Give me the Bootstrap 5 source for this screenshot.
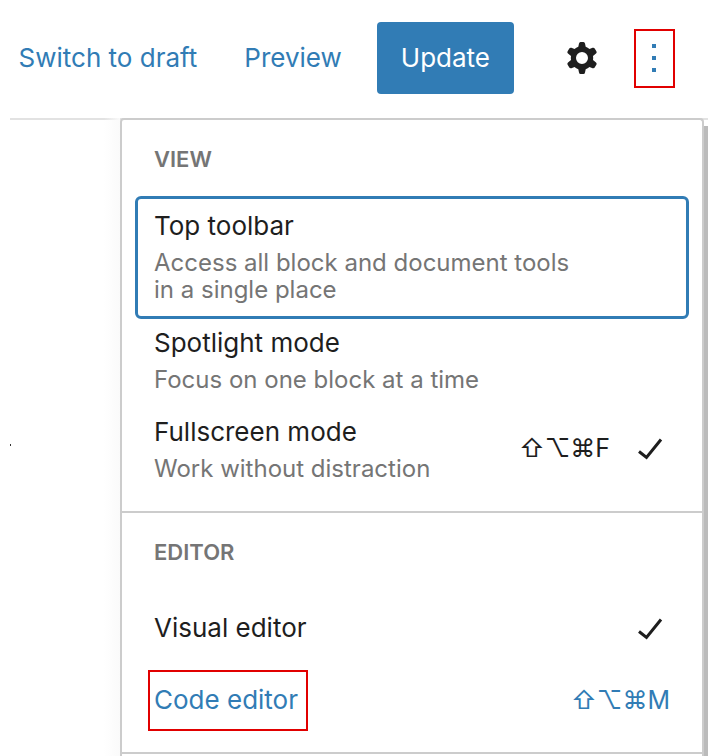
<!DOCTYPE html>
<html lang="en">
<head>
<meta charset="utf-8">
<meta name="viewport" content="width=device-width, initial-scale=1">
<title>Editor options</title>
<link rel="stylesheet" href="https://cdn.jsdelivr.net/npm/bootstrap@5.3.0/dist/css/bootstrap.min.css">
<style>
  :root { --accent: #317cb5; --ink: #1e1e1e; --muted: #757575; --line: #ccc; --flag: #e10000; }
  body { font-family: Inter, "Liberation Sans", sans-serif; font-size: 26px; line-height: 36px; color: var(--ink); background: #fff; }
  .topbar { height: 120px; margin-left: 10px; padding: 0 33px 2px 0; border-bottom: 2px solid #e2e2e2; }
  .topbar a { color: var(--accent); }
  .update-btn { height: 72px; padding: 0 24px; font-size: 26px; line-height: 36px; color: #fff; background: var(--accent); border: 0; border-radius: 4px; }
  .update-btn:hover { color: #fff; background: #286a9c; }
  .gap-links { margin-right: 47px; }
  .gap-button { margin-right: 35px; }
  .gear-btn { margin: 0 28px 0 44px; width: 48px; color: var(--ink); }
  .more-btn { width: 41px; height: 59px; border: 2px solid var(--flag); color: var(--accent); }
  .stage { margin-top: -2px; }
  .canvas-edge { width: 120px; padding: 326px 0 0 10px; background: linear-gradient(to right, transparent 104px, #fafafa 120px); }
  .canvas-edge span { display: block; width: 1px; height: 2px; background: #333; }
  .options-menu { border: 2px solid var(--line); border-bottom: 0; border-radius: 4px 4px 0 0; background: #fff; }
  .scroll-edge { width: 4px; margin-top: 8px; background: #bbb; }
  .menu-group { padding: 27px 13px 14px; border-bottom: 2px solid var(--line); }
  .group-label { margin: 0 0 25px 19px; font-size: 22px; line-height: 24px; font-weight: 600; color: var(--muted); }
  .editor-group { padding-bottom: 16px; }
  .editor-group .group-label { margin-bottom: 28px; }
  .menu-entry { width: 100%; padding: 6px 19px 15px; border: 0; background: none; color: inherit; text-align: left; }
  .menu-entry.focused { padding: 9px 16px 13px; border: 3px solid var(--accent); border-radius: 6px; }
  .menu-entry.single { height: 72px; padding-top: 0; padding-bottom: 0; }
  .hint { margin-top: 5px; max-width: 430px; font-size: 24px; line-height: 27px; color: var(--muted); }
  .keys { font-family: inherit; font-size: 25px; color: inherit; background: none; padding: 0; }
  .flagged { margin: 0 0 0 -6px; padding: 10px 8px 11px 4px; border: 2px solid var(--flag); }
  .accented { color: var(--accent); }
  .tick { margin-left: 20px; }
</style>
<script src="https://cdn.jsdelivr.net/npm/bootstrap@5.3.0/dist/js/bootstrap.bundle.min.js"></script>
</head>
<body class="d-flex flex-column min-vh-100">
<header class="topbar d-flex align-items-center justify-content-end flex-shrink-0 text-nowrap">
  <a href="#" class="text-decoration-none gap-links">Switch to draft</a>
  <a href="#" class="text-decoration-none gap-button">Preview</a>
  <button type="button" class="btn update-btn">Update</button>
  <button type="button" class="btn p-0 border-0 d-flex justify-content-center gear-btn" aria-label="Settings">
    <svg width="32" height="34" viewBox="-16 -17 32 34" aria-hidden="true">
      <path fill="currentColor" fill-rule="evenodd" d="M-3-14.500Q-2.700-16-1.500-16H1.500Q2.700-16 3-14.500L3.700-11.200Q5.800-10.500 7.500-9L10.600-10.200Q12-10.600 12.700-9.500L14.500-6.600Q15-5.400 14-4.500L11-2Q11.400 0 11 2L14 4.500Q15 5.400 14.500 6.600L12.700 9.500Q12 10.600 10.600 10.200L7.500 9Q5.800 10.500 3.700 11.200L3 14.500Q2.700 16 1.500 16H-1.500Q-2.700 16-3 14.500L-3.700 11.200Q-5.800 10.500-7.500 9L-10.600 10.200Q-12 10.600-12.700 9.500L-14.500 6.600Q-15 5.400-14 4.500L-11 2Q-11.400 0-11-2L-14-4.500Q-15-5.400-14.500-6.600L-12.700-9.500Q-12-10.600-10.600-10.200L-7.500-9Q-5.800-10.500-3.700-11.200ZM0-6A6 6 0 1 0 0 6A6 6 0 1 0 0-6Z"/>
    </svg>
  </button>
  <button type="button" class="btn p-0 rounded-0 d-flex align-items-center justify-content-center flex-shrink-0 more-btn" aria-label="Options" aria-expanded="true">
    <svg width="5" height="29" viewBox="0 0 5 29" fill="currentColor" aria-hidden="true"><path d="M0 0h4v4H0zM0 12h4v4H0zM0 24h4v4H0z"/></svg>
  </button>
</header>

<main class="stage d-flex flex-grow-1">
  <div class="canvas-edge flex-shrink-0"><span></span></div>
  <div class="options-menu flex-grow-1" role="menu" aria-label="Options">
    <section class="menu-group" role="group" aria-labelledby="view-label">
      <h2 class="group-label" id="view-label">VIEW</h2>
      <button type="button" role="menuitem" class="menu-entry focused d-block">
        <div>Top toolbar</div>
        <div class="hint">Access all block and document tools in a single place</div>
      </button>
      <button type="button" role="menuitem" class="menu-entry d-block">
        <div>Spotlight mode</div>
        <div class="hint">Focus on one block at a time</div>
      </button>
      <button type="button" role="menuitemcheckbox" aria-checked="true" class="menu-entry d-flex align-items-center">
        <div class="flex-grow-1">
          <div>Fullscreen mode</div>
          <div class="hint">Work without distraction</div>
        </div>
        <kbd class="keys">⇧⌥⌘F</kbd>
        <svg class="tick" width="40" height="24" viewBox="0 0 40 24" aria-hidden="true"><path d="M9 15.500L16.500 21.500L31 3.500" fill="none" stroke="currentColor" stroke-width="3"/></svg>
      </button>
    </section>
    <section class="menu-group editor-group" role="group" aria-labelledby="editor-label">
      <h2 class="group-label" id="editor-label">EDITOR</h2>
      <button type="button" role="menuitemradio" aria-checked="true" class="menu-entry single d-flex align-items-center">
        <span class="flex-grow-1">Visual editor</span>
        <svg class="tick" width="40" height="24" viewBox="0 0 40 24" aria-hidden="true"><path d="M9 15.500L16.500 21.500L31 3.500" fill="none" stroke="currentColor" stroke-width="3"/></svg>
      </button>
      <button type="button" role="menuitemradio" aria-checked="false" class="menu-entry single accented d-flex align-items-center justify-content-between">
        <span class="flagged">Code editor</span>
        <kbd class="keys">⇧⌥⌘M</kbd>
      </button>
    </section>
  </div>
  <div class="scroll-edge flex-shrink-0"></div>
</main>
</body>
</html>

- - -

WORK TO BE COMPLETED —
In your copy of the listing above, reproduce each line exactly and omit all pictures.

EXERCISE SOLUTION —
Give me the Bootstrap 5 source for this screenshot.
<!DOCTYPE html>
<html lang="en">
<head>
<meta charset="utf-8">
<meta name="viewport" content="width=device-width, initial-scale=1">
<title>Editor options</title>
<link rel="stylesheet" href="https://cdn.jsdelivr.net/npm/bootstrap@5.3.0/dist/css/bootstrap.min.css">
<style>
  :root { --accent: #317cb5; --ink: #1e1e1e; --muted: #757575; --line: #ccc; --flag: #e10000; }
  body { font-family: Inter, "Liberation Sans", sans-serif; font-size: 26px; line-height: 36px; color: var(--ink); background: #fff; }
  .topbar { height: 120px; margin-left: 10px; padding: 0 33px 2px 0; border-bottom: 2px solid #e2e2e2; }
  .topbar a { color: var(--accent); }
  .update-btn { height: 72px; padding: 0 24px; font-size: 26px; line-height: 36px; color: #fff; background: var(--accent); border: 0; border-radius: 4px; }
  .update-btn:hover { color: #fff; background: #286a9c; }
  .gap-links { margin-right: 47px; }
  .gap-button { margin-right: 35px; }
  .gear-btn { margin: 0 28px 0 44px; width: 48px; color: var(--ink); }
  .more-btn { width: 41px; height: 59px; border: 2px solid var(--flag); color: var(--accent); }
  .stage { margin-top: -2px; }
  .canvas-edge { width: 120px; padding: 326px 0 0 10px; background: linear-gradient(to right, transparent 104px, #fafafa 120px); }
  .canvas-edge span { display: block; width: 1px; height: 2px; background: #333; }
  .options-menu { border: 2px solid var(--line); border-bottom: 0; border-radius: 4px 4px 0 0; background: #fff; }
  .scroll-edge { width: 4px; margin-top: 8px; background: #bbb; }
  .menu-group { padding: 27px 13px 14px; border-bottom: 2px solid var(--line); }
  .group-label { margin: 0 0 25px 19px; font-size: 22px; line-height: 24px; font-weight: 600; color: var(--muted); }
  .editor-group { padding-bottom: 16px; }
  .editor-group .group-label { margin-bottom: 28px; }
  .menu-entry { width: 100%; padding: 6px 19px 15px; border: 0; background: none; color: inherit; text-align: left; }
  .menu-entry.focused { padding: 9px 16px 13px; border: 3px solid var(--accent); border-radius: 6px; }
  .menu-entry.single { height: 72px; padding-top: 0; padding-bottom: 0; }
  .hint { margin-top: 5px; max-width: 430px; font-size: 24px; line-height: 27px; color: var(--muted); }
  .keys { font-family: inherit; font-size: 25px; color: inherit; background: none; padding: 0; }
  .flagged { margin: 0 0 0 -6px; padding: 10px 8px 11px 4px; border: 2px solid var(--flag); }
  .accented { color: var(--accent); }
  .tick { margin-left: 20px; }
</style>
<script src="https://cdn.jsdelivr.net/npm/bootstrap@5.3.0/dist/js/bootstrap.bundle.min.js"></script>
</head>
<body class="d-flex flex-column min-vh-100">
<header class="topbar d-flex align-items-center justify-content-end flex-shrink-0 text-nowrap">
  <a href="#" class="text-decoration-none gap-links">Switch to draft</a>
  <a href="#" class="text-decoration-none gap-button">Preview</a>
  <button type="button" class="btn update-btn">Update</button>
  <button type="button" class="btn p-0 border-0 d-flex justify-content-center gear-btn" aria-label="Settings">
    <svg width="32" height="34" viewBox="-16 -17 32 34" aria-hidden="true">
      <path fill="currentColor" fill-rule="evenodd" d="M-3-14.500Q-2.700-16-1.500-16H1.500Q2.700-16 3-14.500L3.700-11.200Q5.800-10.500 7.500-9L10.600-10.200Q12-10.600 12.700-9.500L14.500-6.600Q15-5.400 14-4.500L11-2Q11.400 0 11 2L14 4.500Q15 5.400 14.500 6.600L12.700 9.500Q12 10.600 10.600 10.200L7.500 9Q5.800 10.500 3.700 11.200L3 14.500Q2.700 16 1.500 16H-1.500Q-2.700 16-3 14.500L-3.700 11.200Q-5.800 10.500-7.500 9L-10.600 10.200Q-12 10.600-12.700 9.500L-14.500 6.600Q-15 5.400-14 4.500L-11 2Q-11.400 0-11-2L-14-4.500Q-15-5.400-14.500-6.600L-12.700-9.500Q-12-10.600-10.600-10.200L-7.500-9Q-5.800-10.500-3.700-11.200ZM0-6A6 6 0 1 0 0 6A6 6 0 1 0 0-6Z"/>
    </svg>
  </button>
  <button type="button" class="btn p-0 rounded-0 d-flex align-items-center justify-content-center flex-shrink-0 more-btn" aria-label="Options" aria-expanded="true">
    <svg width="5" height="29" viewBox="0 0 5 29" fill="currentColor" aria-hidden="true"><path d="M0 0h4v4H0zM0 12h4v4H0zM0 24h4v4H0z"/></svg>
  </button>
</header>

<main class="stage d-flex flex-grow-1">
  <div class="canvas-edge flex-shrink-0"><span></span></div>
  <div class="options-menu flex-grow-1" role="menu" aria-label="Options">
    <section class="menu-group" role="group" aria-labelledby="view-label">
      <h2 class="group-label" id="view-label">VIEW</h2>
      <button type="button" role="menuitem" class="menu-entry focused d-block">
        <div>Top toolbar</div>
        <div class="hint">Access all block and document tools in a single place</div>
      </button>
      <button type="button" role="menuitem" class="menu-entry d-block">
        <div>Spotlight mode</div>
        <div class="hint">Focus on one block at a time</div>
      </button>
      <button type="button" role="menuitemcheckbox" aria-checked="true" class="menu-entry d-flex align-items-center">
        <div class="flex-grow-1">
          <div>Fullscreen mode</div>
          <div class="hint">Work without distraction</div>
        </div>
        <kbd class="keys">⇧⌥⌘F</kbd>
        <svg class="tick" width="40" height="24" viewBox="0 0 40 24" aria-hidden="true"><path d="M9 15.500L16.500 21.500L31 3.500" fill="none" stroke="currentColor" stroke-width="3"/></svg>
      </button>
    </section>
    <section class="menu-group editor-group" role="group" aria-labelledby="editor-label">
      <h2 class="group-label" id="editor-label">EDITOR</h2>
      <button type="button" role="menuitemradio" aria-checked="true" class="menu-entry single d-flex align-items-center">
        <span class="flex-grow-1">Visual editor</span>
        <svg class="tick" width="40" height="24" viewBox="0 0 40 24" aria-hidden="true"><path d="M9 15.500L16.500 21.500L31 3.500" fill="none" stroke="currentColor" stroke-width="3"/></svg>
      </button>
      <button type="button" role="menuitemradio" aria-checked="false" class="menu-entry single accented d-flex align-items-center justify-content-between">
        <span class="flagged">Code editor</span>
        <kbd class="keys">⇧⌥⌘M</kbd>
      </button>
    </section>
  </div>
  <div class="scroll-edge flex-shrink-0"></div>
</main>
</body>
</html>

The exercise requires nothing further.